DATA BLOCK:
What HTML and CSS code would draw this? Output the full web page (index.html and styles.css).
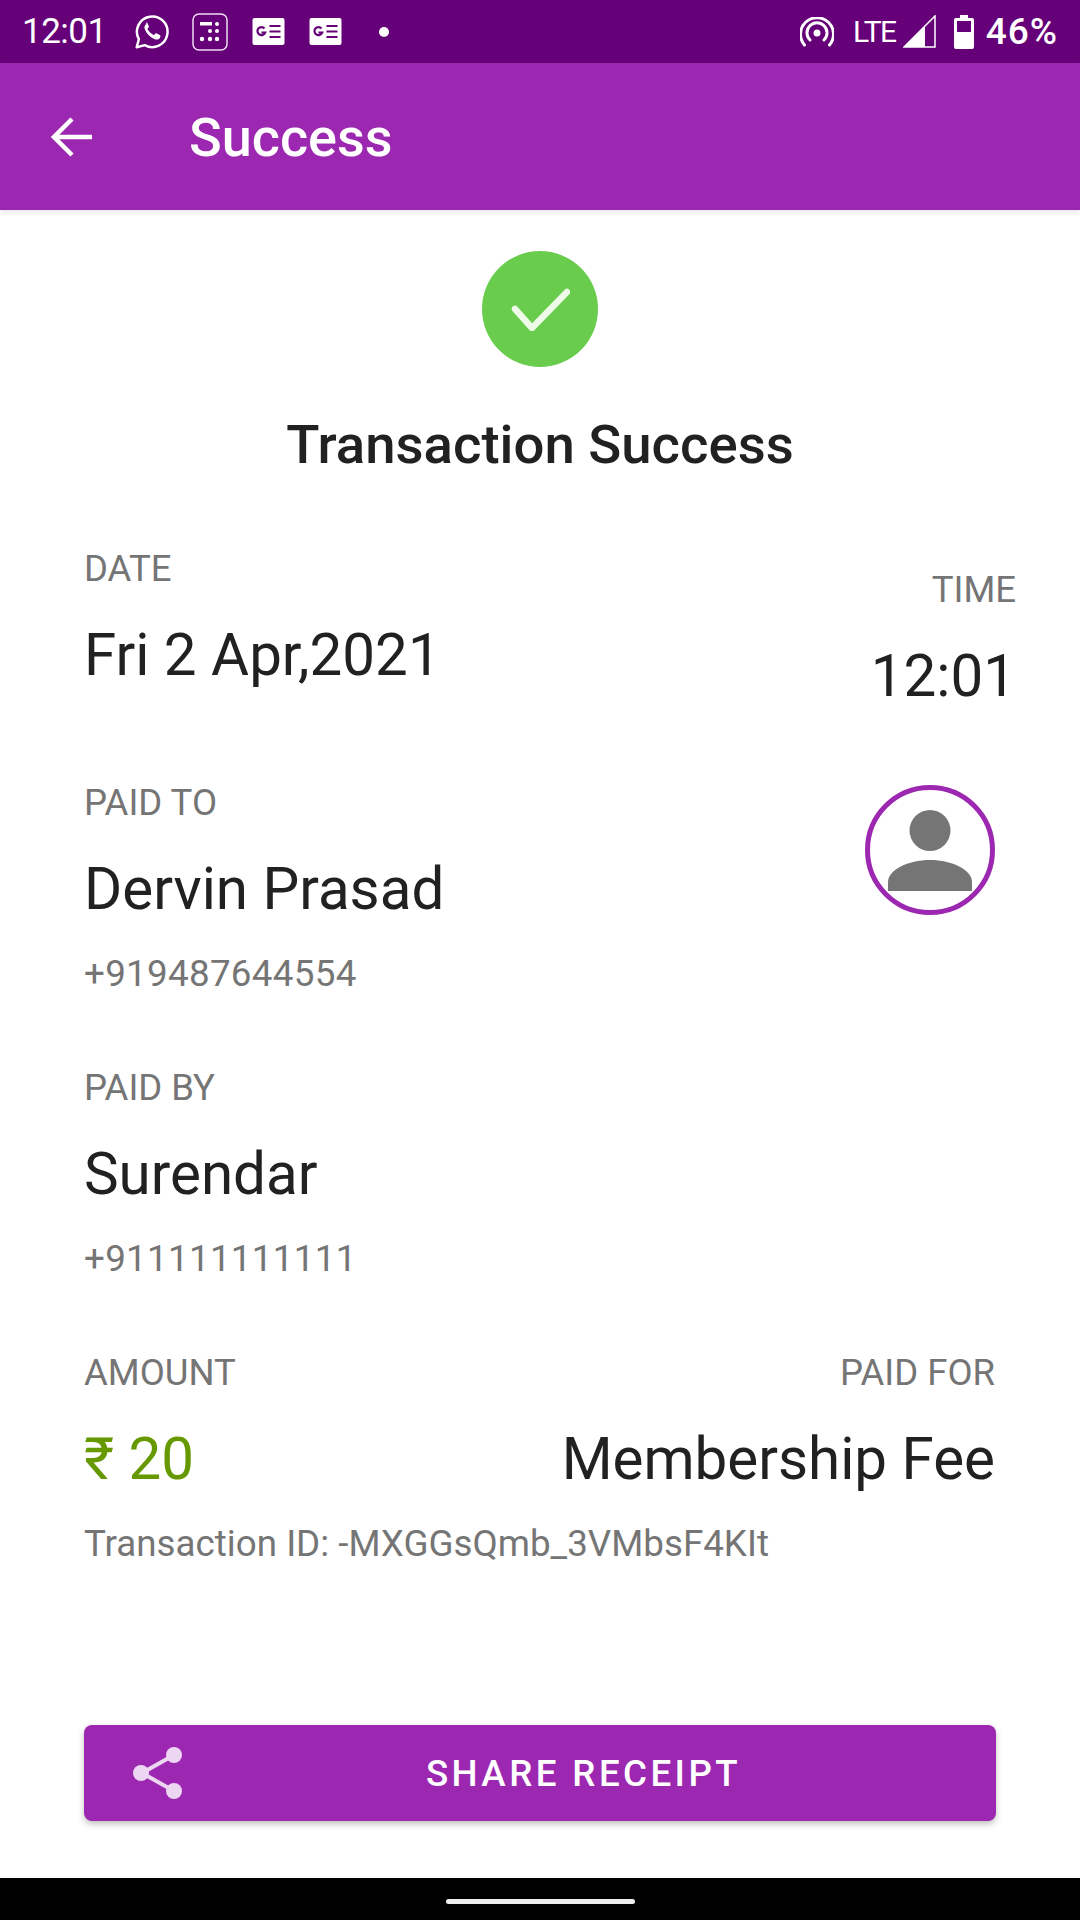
FILE: index.html
```html
<!DOCTYPE html>
<html lang="en">
<head>
    <meta charset="UTF-8">
    <meta name="viewport" content="width=device-width, initial-scale=1.0">
    <link rel="stylesheet" href="styles.css">
</head>
<body>
    <div class="status-bar">
        <span class="clock">12:01</span>
        <svg class="ic-whatsapp" width="36" height="38" viewBox="0 0 40 40"><path d="M3 37l2.400-9A17 17 0 1 1 12 34.600z" fill="none" stroke="#fff" stroke-width="2.800" stroke-linejoin="round"/><path d="M14 11c-2 1-3 3-2 6 2 5 6 9 11 11 3 1 5 0 6-2 .5-1 .5-2 0-2.500l-4-2c-.7-.3-1.200 0-1.600.5l-1.200 1.500c-3-1-6-4-7.400-7l1.400-1.400c.4-.4.500-.9.300-1.400l-1.800-4c-.3-.5-.7-.5-1.700.3z" fill="#fff"/></svg>
        <svg class="ic-calc" width="36" height="38" viewBox="0 0 36 38"><rect x="1" y="1" width="34" height="36" rx="6" fill="none" stroke="#f0dcf4" stroke-width="1.500"/><rect x="8" y="9" width="12" height="3.500" fill="#fff"/><circle cx="25" cy="11" r="2" fill="#fff"/><circle cx="18" cy="18" r="2" fill="#fff"/><circle cx="25" cy="18" r="2" fill="#fff"/><circle cx="10" cy="26" r="2.200" fill="#fff"/><circle cx="18" cy="26" r="2.200" fill="#fff"/><circle cx="25" cy="26" r="2.200" fill="#fff"/></svg>
        <svg class="ic-news" width="33" height="27" viewBox="0 0 32 27"><rect width="32" height="27" rx="2" fill="#fff"/><path d="M12 10.500a4 4 0 1 0 .7 4h-3.700" fill="none" stroke="#660078" stroke-width="2.200"/><path d="M17 8h11M17 13.500h11M17 19h11" stroke="#660078" stroke-width="2.200"/></svg>
        <svg class="ic-news" width="33" height="27" viewBox="0 0 32 27"><rect width="32" height="27" rx="2" fill="#fff"/><path d="M12 10.500a4 4 0 1 0 .7 4h-3.700" fill="none" stroke="#660078" stroke-width="2.200"/><path d="M17 8h11M17 13.500h11M17 19h11" stroke="#660078" stroke-width="2.200"/></svg>
        <span class="dot"></span>
        <span class="status-right">
            <svg width="34" height="30" viewBox="0 0 34 30"><circle cx="17" cy="16" r="3.500" fill="#fff"/><path d="M10 23a10 10 0 1 1 14 0M4.500 28a16.500 16.500 0 1 1 25 0" fill="none" stroke="#fff" stroke-width="3" stroke-linecap="round"/></svg>
            <span class="lte">LTE</span>
            <svg class="signal" width="33" height="33" viewBox="0 0 33 33"><path d="M32 1v31H1z" fill="none" stroke="#fff" stroke-width="1.500"/><path d="M22 11.500V32H1z" fill="#fff"/></svg>
            <svg class="battery" width="20" height="34" viewBox="0 0 20 34"><path d="M6 0h8v3h4a2 2 0 0 1 2 2v27a2 2 0 0 1-2 2H2a2 2 0 0 1-2-2V5a2 2 0 0 1 2-2h4z" fill="#fff"/><rect x="3" y="6" width="14" height="11" fill="#660078"/></svg>
            <span class="battery-level">46%</span>
        </span>
    </div>

    <div class="toolbar">
        <svg class="back" width="42" height="42" viewBox="0 0 42 42"><path d="M41 21H3M21 3L3 21l18 18" fill="none" stroke="#fff" stroke-width="4.500"/></svg>
        <span class="toolbar-title">Success</span>
    </div>

    <div class="content">
        <div class="check">
            <svg width="60" height="44" viewBox="0 0 60 44"><path d="M5 22l17 19L57 5" fill="none" stroke="#eefbe9" stroke-width="6.500" stroke-linecap="round" stroke-linejoin="round"/></svg>
        </div>
        <h1 class="heading">Transaction Success</h1>

        <div class="row date-row">
            <div>
                <div class="label">DATE</div>
                <div class="value">Fri 2 Apr,2021</div>
            </div>
            <div class="time">
                <div class="label">TIME</div>
                <div class="value">12:01</div>
            </div>
        </div>

        <div class="row person-row">
            <div>
                <div class="label">PAID TO</div>
                <div class="value">Dervin Prasad</div>
                <div class="sub phone">+919487644554</div>
            </div>
            <div class="avatar">
                <svg width="84" height="84" viewBox="0 0 84 84"><circle cx="42" cy="20.500" r="20.500" fill="#757575"/><path d="M0 81v-9c0-12 20-22 42-22s42 10 42 22v9z" fill="#757575"/></svg>
            </div>
        </div>

        <div class="row person-row2">
            <div>
                <div class="label">PAID BY</div>
                <div class="value">Surendar</div>
                <div class="sub phone">+911111111111</div>
            </div>
        </div>

        <div class="row amount-row">
            <div>
                <div class="label">AMOUNT</div>
                <div class="value amount">₹ 20</div>
            </div>
            <div class="paid-for">
                <div class="label">PAID FOR</div>
                <div class="value">Membership Fee</div>
            </div>
        </div>
        <div class="sub">Transaction ID: -MXGGsQmb_3VMbsF4KIt</div>

        <div class="share-btn">
            <svg class="share-icon" width="50" height="54" viewBox="0 0 50 54"><path d="M41 9L9 27l32 18" fill="none" stroke="#ecd6f1" stroke-width="4"/><circle cx="41" cy="9" r="8" fill="#ecd6f1"/><circle cx="8" cy="27" r="8" fill="#ecd6f1"/><circle cx="41" cy="45" r="8" fill="#ecd6f1"/></svg>
            <span>SHARE RECEIPT</span>
        </div>
    </div>

    <div class="nav-bar"><span class="home-pill"></span></div>
</body>
</html>
```

FILE: styles.css
```css
* {
    box-sizing: border-box;
}
body {
    font-family: Roboto, sans-serif;
    margin: 0;
    width: 1080px;
    height: 1920px;
    display: flex;
    flex-direction: column;
    background-color: #fff;
    overflow: hidden;
}
.status-bar {
    height: 63px;
    background-color: #660078;
    color: #fff;
    display: flex;
    align-items: center;
    padding: 0 22px;
    flex-shrink: 0;
}
.clock {
    font-size: 35px;
    letter-spacing: -0.5px;
    width: 112px;
}
.ic-whatsapp {
    margin-right: 22px;
}
.ic-calc {
    margin-right: 24px;
}
.ic-news {
    margin-right: 24px;
}
.dot {
    width: 10px;
    height: 10px;
    border-radius: 50%;
    background: #fff;
    margin-left: 13px;
}
.status-right {
    margin-left: auto;
    display: flex;
    align-items: center;
}
.lte {
    font-size: 30px;
    letter-spacing: -1.500px;
    margin-left: 19px;
}
.signal {
    margin-left: 7px;
}
.battery {
    margin-left: 18px;
}
.battery-level {
    font-size: 37px;
    font-weight: 500;
    letter-spacing: 1px;
    margin-left: 12px;
}
.toolbar {
    height: 147px;
    background-color: #9c27b0;
    color: #fff;
    display: flex;
    align-items: center;
    padding-left: 51px;
    flex-shrink: 0;
    box-shadow: 0 2px 4px rgba(0, 0, 0, 0.1);
    z-index: 1;
}
.toolbar-title {
    font-size: 54px;
    font-weight: 500;
    margin-left: 96px;
    padding-top: 2px;
}
.content {
    flex: 1;
    padding: 41px 84px 0;
    display: flex;
    flex-direction: column;
}
.check {
    width: 116px;
    height: 116px;
    border-radius: 50%;
    background-color: #69cc4d;
    align-self: center;
    display: flex;
    align-items: center;
    justify-content: center;
}
.heading {
    font-size: 54.500px;
    font-weight: 500;
    color: #212121;
    text-align: center;
    margin: 47px 0 0;
    line-height: 60px;
}
.row {
    display: flex;
    justify-content: space-between;
}
.date-row {
    margin-top: 75px;
}
.label {
    font-size: 36.500px;
    line-height: 40px;
    color: #757575;
}
.value {
    font-size: 58.300px;
    line-height: 64px;
    color: #212121;
    margin-top: 34px;
}
.sub {
    font-size: 36.750px;
    line-height: 40px;
    color: #757575;
    margin-top: 33px;
}
.phone {
    letter-spacing: 0.3px;
}
.time {
    text-align: right;
    margin-top: 21px;
    margin-right: -20px;
}
.person-row {
    margin-top: 75px;
}
.avatar {
    width: 130px;
    height: 130px;
    border: 5px solid #9c27b0;
    border-radius: 50%;
    margin-top: 2px;
    margin-right: 1px;
    display: flex;
    justify-content: center;
    padding-top: 20px;
}
.person-row2 {
    margin-top: 74px;
}
.amount-row {
    margin-top: 74px;
}
.amount {
    color: #669900;
}
.paid-for {
    text-align: right;
    margin-right: 1px;
}
.share-btn {
    margin-top: 161px;
    height: 96px;
    background-color: #9c27b0;
    border-radius: 8px;
    box-shadow: 0 3px 6px rgba(0, 0, 0, 0.25);
    color: #fff;
    display: flex;
    align-items: center;
    font-size: 36.750px;
    font-weight: 500;
    letter-spacing: 3.400px;
}
.share-btn span {
    flex: 1;
    text-align: center;
    padding-right: 12px;
}
.share-icon {
    margin-left: 49px;
}
.nav-bar {
    height: 42px;
    background-color: #000;
    display: flex;
    justify-content: center;
    align-items: flex-start;
    padding-top: 21px;
    flex-shrink: 0;
}
.home-pill {
    width: 189px;
    height: 5px;
    border-radius: 3px;
    background: #eee;
}
```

WRITTEN INSTRUCTION: Find the lines holding "styles" and list every one.

TASK RESULT:
What HTML and CSS code would draw this? Output the full web page (index.html and styles.css).
    <link rel="stylesheet" href="styles.css">
FILE: styles.css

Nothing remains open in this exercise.